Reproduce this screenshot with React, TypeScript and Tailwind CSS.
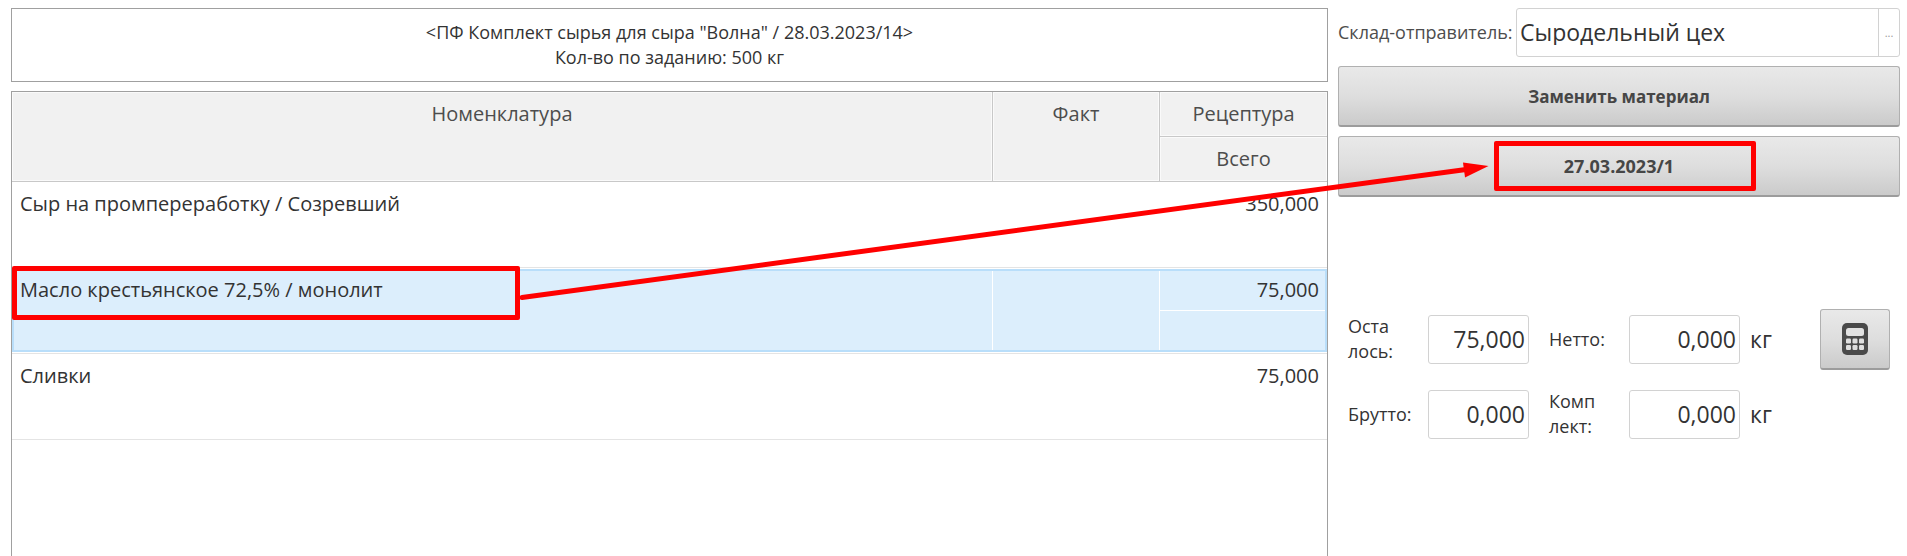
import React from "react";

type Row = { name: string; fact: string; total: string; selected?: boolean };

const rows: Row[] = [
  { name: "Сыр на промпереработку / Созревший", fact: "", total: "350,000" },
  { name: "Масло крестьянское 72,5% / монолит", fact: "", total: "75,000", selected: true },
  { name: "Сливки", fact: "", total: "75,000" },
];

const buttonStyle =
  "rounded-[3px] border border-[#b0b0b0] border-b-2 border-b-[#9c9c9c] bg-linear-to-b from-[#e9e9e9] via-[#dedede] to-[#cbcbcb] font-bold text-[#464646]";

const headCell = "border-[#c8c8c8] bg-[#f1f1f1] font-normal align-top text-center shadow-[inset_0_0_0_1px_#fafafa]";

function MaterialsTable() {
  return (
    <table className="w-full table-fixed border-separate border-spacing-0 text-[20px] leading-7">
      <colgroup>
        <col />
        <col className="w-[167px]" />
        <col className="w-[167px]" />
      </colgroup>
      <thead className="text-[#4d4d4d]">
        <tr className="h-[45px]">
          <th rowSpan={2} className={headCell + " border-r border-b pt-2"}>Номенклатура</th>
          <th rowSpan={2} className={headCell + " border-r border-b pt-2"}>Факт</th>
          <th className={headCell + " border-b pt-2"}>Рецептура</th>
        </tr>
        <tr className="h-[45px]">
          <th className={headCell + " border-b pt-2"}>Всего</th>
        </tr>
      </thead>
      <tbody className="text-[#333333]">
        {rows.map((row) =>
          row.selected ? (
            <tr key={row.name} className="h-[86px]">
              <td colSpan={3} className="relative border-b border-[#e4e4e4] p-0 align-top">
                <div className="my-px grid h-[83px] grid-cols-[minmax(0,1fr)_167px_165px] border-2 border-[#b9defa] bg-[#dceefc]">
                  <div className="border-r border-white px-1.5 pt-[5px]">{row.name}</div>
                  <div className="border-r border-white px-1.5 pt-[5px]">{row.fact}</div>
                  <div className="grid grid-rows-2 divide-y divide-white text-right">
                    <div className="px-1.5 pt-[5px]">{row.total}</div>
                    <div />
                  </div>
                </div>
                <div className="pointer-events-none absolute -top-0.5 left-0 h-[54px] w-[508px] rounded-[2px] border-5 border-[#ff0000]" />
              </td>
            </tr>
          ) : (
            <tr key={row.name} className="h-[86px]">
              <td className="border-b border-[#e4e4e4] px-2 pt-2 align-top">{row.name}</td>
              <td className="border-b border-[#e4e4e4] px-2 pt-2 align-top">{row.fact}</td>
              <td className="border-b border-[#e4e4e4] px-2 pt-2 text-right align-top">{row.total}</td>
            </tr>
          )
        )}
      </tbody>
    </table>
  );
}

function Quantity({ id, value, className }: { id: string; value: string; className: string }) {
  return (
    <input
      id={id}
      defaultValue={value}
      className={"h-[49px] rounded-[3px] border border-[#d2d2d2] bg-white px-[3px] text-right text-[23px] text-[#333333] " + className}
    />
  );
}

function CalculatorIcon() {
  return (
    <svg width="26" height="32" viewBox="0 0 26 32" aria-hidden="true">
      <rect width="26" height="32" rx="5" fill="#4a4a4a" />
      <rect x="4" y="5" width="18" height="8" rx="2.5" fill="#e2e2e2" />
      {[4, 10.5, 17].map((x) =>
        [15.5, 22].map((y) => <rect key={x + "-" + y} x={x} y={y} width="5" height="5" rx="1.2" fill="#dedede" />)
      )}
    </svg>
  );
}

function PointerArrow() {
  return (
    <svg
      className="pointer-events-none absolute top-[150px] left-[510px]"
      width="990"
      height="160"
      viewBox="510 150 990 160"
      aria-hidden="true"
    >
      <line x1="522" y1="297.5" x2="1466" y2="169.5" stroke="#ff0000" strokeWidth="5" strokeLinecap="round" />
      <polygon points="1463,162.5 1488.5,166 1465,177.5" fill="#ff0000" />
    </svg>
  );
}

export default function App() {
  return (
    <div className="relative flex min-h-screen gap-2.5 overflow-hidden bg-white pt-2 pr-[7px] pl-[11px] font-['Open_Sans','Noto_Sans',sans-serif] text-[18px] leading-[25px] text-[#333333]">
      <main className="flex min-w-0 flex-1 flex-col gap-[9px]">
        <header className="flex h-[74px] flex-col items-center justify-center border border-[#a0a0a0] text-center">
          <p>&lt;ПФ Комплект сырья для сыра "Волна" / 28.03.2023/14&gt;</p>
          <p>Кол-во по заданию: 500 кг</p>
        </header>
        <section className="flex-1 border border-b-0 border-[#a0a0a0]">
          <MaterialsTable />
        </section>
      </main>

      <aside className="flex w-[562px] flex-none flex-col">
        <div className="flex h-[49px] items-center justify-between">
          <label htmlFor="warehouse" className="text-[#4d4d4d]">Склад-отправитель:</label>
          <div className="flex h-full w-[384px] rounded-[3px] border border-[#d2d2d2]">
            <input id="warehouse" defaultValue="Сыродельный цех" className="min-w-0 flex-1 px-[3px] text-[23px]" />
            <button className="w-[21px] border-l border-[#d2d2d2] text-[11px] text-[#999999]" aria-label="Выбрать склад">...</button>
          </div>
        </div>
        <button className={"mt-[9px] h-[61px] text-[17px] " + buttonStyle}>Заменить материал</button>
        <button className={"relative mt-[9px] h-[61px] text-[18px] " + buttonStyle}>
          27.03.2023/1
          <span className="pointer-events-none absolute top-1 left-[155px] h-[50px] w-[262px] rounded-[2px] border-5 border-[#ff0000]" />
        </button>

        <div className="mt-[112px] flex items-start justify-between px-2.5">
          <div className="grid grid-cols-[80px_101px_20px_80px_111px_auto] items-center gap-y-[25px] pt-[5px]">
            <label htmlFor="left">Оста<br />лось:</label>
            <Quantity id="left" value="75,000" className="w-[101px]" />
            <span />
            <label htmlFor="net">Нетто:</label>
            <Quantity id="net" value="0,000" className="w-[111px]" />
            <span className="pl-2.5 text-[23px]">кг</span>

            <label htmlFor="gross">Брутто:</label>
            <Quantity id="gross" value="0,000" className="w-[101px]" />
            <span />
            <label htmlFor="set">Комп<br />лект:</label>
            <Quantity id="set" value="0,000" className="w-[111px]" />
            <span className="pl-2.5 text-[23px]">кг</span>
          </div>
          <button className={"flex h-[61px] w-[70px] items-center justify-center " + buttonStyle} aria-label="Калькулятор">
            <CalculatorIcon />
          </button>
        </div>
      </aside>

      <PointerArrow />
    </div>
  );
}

########

Task goal :: Everything from the first line to the line with "bg-[#f1f1f1] font-normal align-top" must be repeated exactly, and nothing else. Leave the pictures out.

The solution ::
Reproduce this screenshot with React, TypeScript and Tailwind CSS.
import React from "react";

type Row = { name: string; fact: string; total: string; selected?: boolean };

const rows: Row[] = [
  { name: "Сыр на промпереработку / Созревший", fact: "", total: "350,000" },
  { name: "Масло крестьянское 72,5% / монолит", fact: "", total: "75,000", selected: true },
  { name: "Сливки", fact: "", total: "75,000" },
];

const buttonStyle =
  "rounded-[3px] border border-[#b0b0b0] border-b-2 border-b-[#9c9c9c] bg-linear-to-b from-[#e9e9e9] via-[#dedede] to-[#cbcbcb] font-bold text-[#464646]";

const headCell = "border-[#c8c8c8] bg-[#f1f1f1] font-normal align-top text-center shadow-[inset_0_0_0_1px_#fafafa]";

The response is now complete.